October 17, 2013|By Michael Hiltzik
  • House Minority Leader Nancy Pelosi (D-San Francisco). One of the victors?
House Minority Leader Nancy Pelosi (D-San Francisco). One of the victors? (Drew Angerer / AFP Getty )

One seldom acknowledged fact about the "fog of war" is that it can persist long after the final battle is over. That's true of the battle that ended the shutdown/debt ceiling war.

So because they may still be obscured, here is a quick rundown of the three most important things to remember about the battle and the Republican surrender.

1. The GOP and the tea party actually have achieved their most important long-term goal. That battle is over the spending cuts known as the sequester, the noxious outcome of the last debt-ceiling battle, in 2011. We've stressed this numerous times, including here and here. In August, before the shutdown cabaret even began, we reported on the damage already done by the sequester. The Congressional Budget Office has more.

It's true that the shutdown deal is timed to give Democrats and Republicans a chance to lift the sequester before its next round, even more damaging, is triggered in January. But that's a work in progress.

2. The one near-term GOP "victory" in the shutdown deal is utterly meaningless. That victory is the purported tightening of the "income verification" process for applicants for Obamacare subsidies.

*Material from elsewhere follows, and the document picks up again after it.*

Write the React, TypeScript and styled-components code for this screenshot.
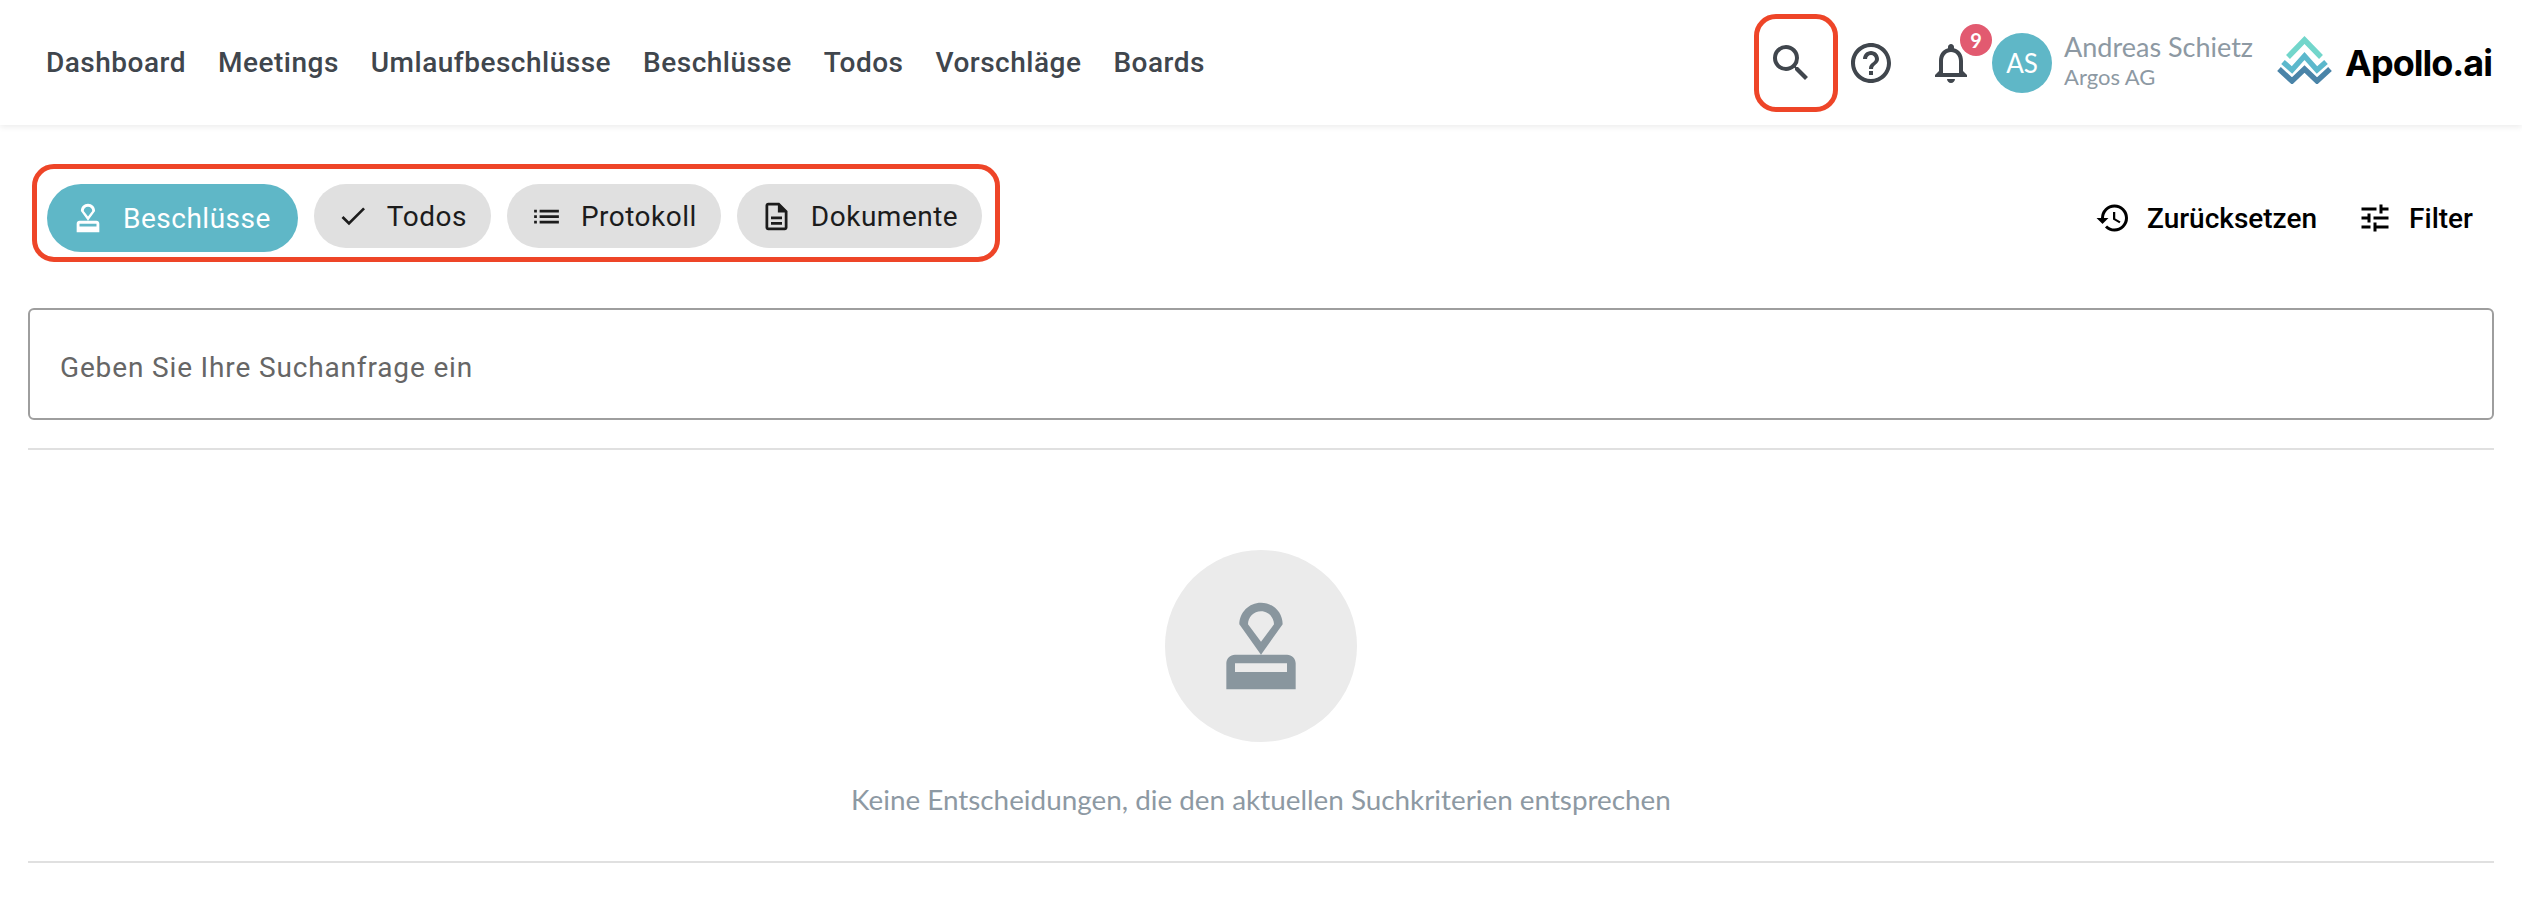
import styled, { createGlobalStyle } from "styled-components";
import {
    MdCheck,
    MdHelpOutline,
    MdHistory,
    MdList,
    MdNotificationsNone,
    MdOutlineDescription,
    MdSearch,
    MdTune,
} from "react-icons/md";

const NAV_ITEMS = ["Dashboard", "Meetings", "Umlaufbeschlüsse", "Beschlüsse", "Todos", "Vorschläge", "Boards"];

const StampIcon = ({ size }: { size: number }) => (
    <svg width={size} height={size} viewBox="0 0 24 24" fill="currentColor">
        <path d="M4 16v6h16v-6c0-1.1-.9-2-2-2H6c-1.1 0-2 .9-2 2zm14 2H6v-2h12v2zM12 2C9.24 2 7 4.24 7 7l5 7 5-7c0-2.76-2.24-5-5-5zm0 9L9 7c0-1.66 1.34-3 3-3s3 1.34 3 3l-3 4z" />
    </svg>
);

const LogoMark = () => (
    <LogoSvg width="56" height="48" viewBox="0 0 56 48" fill="none" strokeWidth="5.4">
        <path d="M11 21 L27.5 4 L44 21" stroke="#72d6cb" />
        <path d="M6 26 L15 34 L27.5 20 L40 34 L49 26" stroke="#5cb8cc" />
        <path d="M2 33 L15 45 L27.5 33 L40 45 L53 33" stroke="#4a84a8" />
    </LogoSvg>
);

const App: React.FC = () => {
    return (
        <Page>
            <GlobalStyle />
            <Header>
                <NavList>
                    {NAV_ITEMS.map((item) => (
                        <NavLink key={item}>{item}</NavLink>
                    ))}
                </NavList>
                <HeaderRight>
                    <SearchMark>
                        <MdSearch size={48} />
                    </SearchMark>
                    <HelpButton>
                        <MdHelpOutline size={48} />
                    </HelpButton>
                    <BellButton>
                        <MdNotificationsNone size={48} />
                        <Badge>9</Badge>
                    </BellButton>
                    <Avatar>AS</Avatar>
                    <UserInfo>
                        <UserName>Andreas Schietz</UserName>
                        <UserCompany>Argos AG</UserCompany>
                    </UserInfo>
                    <Logo>
                        <LogoMark />
                        <LogoText>Apollo.ai</LogoText>
                    </Logo>
                </HeaderRight>
            </Header>
            <Content>
                <Toolbar>
                    <ChipGroup>
                        <Chip $active>
                            <StampIcon size={34} />
                            Beschlüsse
                        </Chip>
                        <Chip>
                            <MdCheck size={32} />
                            Todos
                        </Chip>
                        <Chip>
                            <MdList size={33} />
                            Protokoll
                        </Chip>
                        <Chip>
                            <MdOutlineDescription size={33} />
                            Dokumente
                        </Chip>
                    </ChipGroup>
                    <ToolbarActions>
                        <ActionButton>
                            <MdHistory size={36} />
                            Zurücksetzen
                        </ActionButton>
                        <ActionButton>
                            <MdTune size={36} />
                            Filter
                        </ActionButton>
                    </ToolbarActions>
                </Toolbar>
                <SearchBox>
                    <SearchPlaceholder>Geben Sie Ihre Suchanfrage ein</SearchPlaceholder>
                </SearchBox>
                <EmptyState>
                    <EmptyCircle>
                        <StampIcon size={104} />
                    </EmptyCircle>
                    <EmptyText>Keine Entscheidungen, die den aktuellen Suchkriterien entsprechen</EmptyText>
                </EmptyState>
            </Content>
        </Page>
    );
};

// Styled Components

const GlobalStyle = createGlobalStyle`
    html, body {
        margin: 0;
        padding: 0;
        background: #fff;
    }
    * {
        box-sizing: border-box;
    }
`;

const Page = styled.div`
    width: 2522px;
    height: 906px;
    overflow: hidden;
    font-family: Roboto, sans-serif;
    background: #fff;
`;

const Header = styled.header`
    display: flex;
    justify-content: space-between;
    align-items: center;
    height: 125px;
    padding: 0 30px 0 46px;
    background: #fff;
    box-shadow: 0 2px 6px rgba(0, 0, 0, 0.08);
`;

const NavList = styled.nav`
    display: flex;
    gap: 32px;
`;

const NavLink = styled.a`
    font-size: 28px;
    font-weight: 500;
    letter-spacing: 0.5px;
    color: #40464d;
`;

const HeaderRight = styled.div`
    display: flex;
    align-items: center;
`;

const SearchMark = styled.div`
    display: flex;
    justify-content: center;
    align-items: center;
    width: 84px;
    height: 98px;
    padding-right: 10px;
    border: 5px solid #ee4528;
    border-radius: 22px;
    color: #40464d;
`;

const HelpButton = styled.div`
    display: flex;
    margin-left: 9px;
    color: #40464d;
`;

const BellButton = styled.div`
    position: relative;
    display: flex;
    margin-left: 32px;
    color: #40464d;
`;

const Badge = styled.span`
    position: absolute;
    top: -15px;
    left: 33px;
    display: flex;
    justify-content: center;
    align-items: center;
    width: 32px;
    height: 32px;
    border-radius: 50%;
    background: #e25a70;
    color: #fff;
    font-family: Lato, sans-serif;
    font-size: 20px;
    font-weight: 700;
`;

const Avatar = styled.div`
    display: flex;
    justify-content: center;
    align-items: center;
    width: 60px;
    height: 60px;
    margin-left: 17px;
    border-radius: 50%;
    background: #5fb7c7;
    color: #fff;
    font-family: Lato, sans-serif;
    font-size: 26px;
`;

const UserInfo = styled.div`
    display: flex;
    flex-direction: column;
    margin: -3px 0 0 12px;
    font-family: Lato, sans-serif;
    color: #8d99a3;
`;

const UserName = styled.div`
    font-size: 27px;
    line-height: 32px;
`;

const UserCompany = styled.div`
    font-size: 22px;
    line-height: 28px;
`;

const Logo = styled.div`
    display: flex;
    align-items: center;
    gap: 12px;
    margin-left: 24px;
`;

const LogoSvg = styled.svg`
    margin-bottom: 6px;
`;

const LogoText = styled.span`
    font-family: Inter, sans-serif;
    font-size: 36px;
    font-weight: 700;
    letter-spacing: -1px;
    color: #000;
`;

const Content = styled.main`
    padding: 0 28px;
`;

const Toolbar = styled.div`
    display: flex;
    justify-content: space-between;
    align-items: center;
    padding: 39px 0 46px 4px;
`;

const ChipGroup = styled.div`
    display: flex;
    align-items: flex-start;
    gap: 16px;
    height: 98px;
    padding: 15px 13px 15px 10px;
    border: 5px solid #ee4528;
    border-radius: 22px;
`;

const Chip = styled.div<{ $active?: boolean }>`
    display: flex;
    align-items: center;
    gap: 18px;
    height: ${(p) => (p.$active ? "68px" : "64px")};
    padding: 0 ${(p) => (p.$active ? "27px" : "24px")} 0 ${(p) => (p.$active ? "24px" : "23px")};
    border-radius: 34px;
    background: ${(p) => (p.$active ? "#5fb7c7" : "#e0e0e0")};
    color: ${(p) => (p.$active ? "#fff" : "#1c1c1c")};
    font-size: 28px;
    letter-spacing: 0.5px;
`;

const ToolbarActions = styled.div`
    display: flex;
    gap: 40px;
    margin-top: 10px;
    padding-right: 21px;
`;

const ActionButton = styled.div`
    display: flex;
    align-items: center;
    gap: 16px;
    font-size: 28px;
    font-weight: 500;
    color: #000;
`;

const SearchBox = styled.div`
    display: flex;
    align-items: center;
    height: 112px;
    padding: 6px 30px 0;
    border: 2px solid #9e9e9e;
    border-radius: 6px;
`;

const SearchPlaceholder = styled.span`
    font-size: 28px;
    letter-spacing: 0.85px;
    color: #666;
`;

const EmptyState = styled.div`
    display: flex;
    flex-direction: column;
    align-items: center;
    height: 415px;
    margin-top: 28px;
    padding-top: 100px;
    border-top: 2px solid #e0e0e0;
    border-bottom: 2px solid #e0e0e0;
`;

const EmptyCircle = styled.div`
    display: flex;
    justify-content: center;
    align-items: center;
    width: 192px;
    height: 192px;
    border-radius: 50%;
    background: #ebebeb;
    color: #89969e;
`;

const EmptyText = styled.div`
    margin-top: 41px;
    font-family: Lato, sans-serif;
    font-size: 27.85px;
    color: #8d99a3;
`;

export default App;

As we reported Wednesday, this fits the definition of a nothingburger with special sauce. 

The process is already very tight, requiring that applicants' stated income levels be checked against IRS and Social Security records. The idea that the rules were "significantly scaled back" and are now being restored is a myth. Nevertheless the idea that the GOP got something real here continues to be accepted by journalists who should know better, like Salon's Joan Walsh

In fact, the "income verification" provision written into the shutdown deal is less than nothing -- it just requires the secretary of Health and Human Services to report by Jan. 1 on what the agency is already doing to validate applications -- not to do anything more.

3. The debt ceiling is dead as a political weapon. Yes, a new debt ceiling deadline is set for February. But if anything is plain from the outcome this time around, it's that the GOP has no stomach for playing this game again. A majority of Congressional Republicans were always against it, as Wednesday's vote shows. Given the disaster the strategy caused to the party's national standing and the nonexistent gains it yielded, the chance the caucus will try it again is nil. Some hardliners on the right wing may be thirsting for a repeat, but the rest won't be bamboozled again.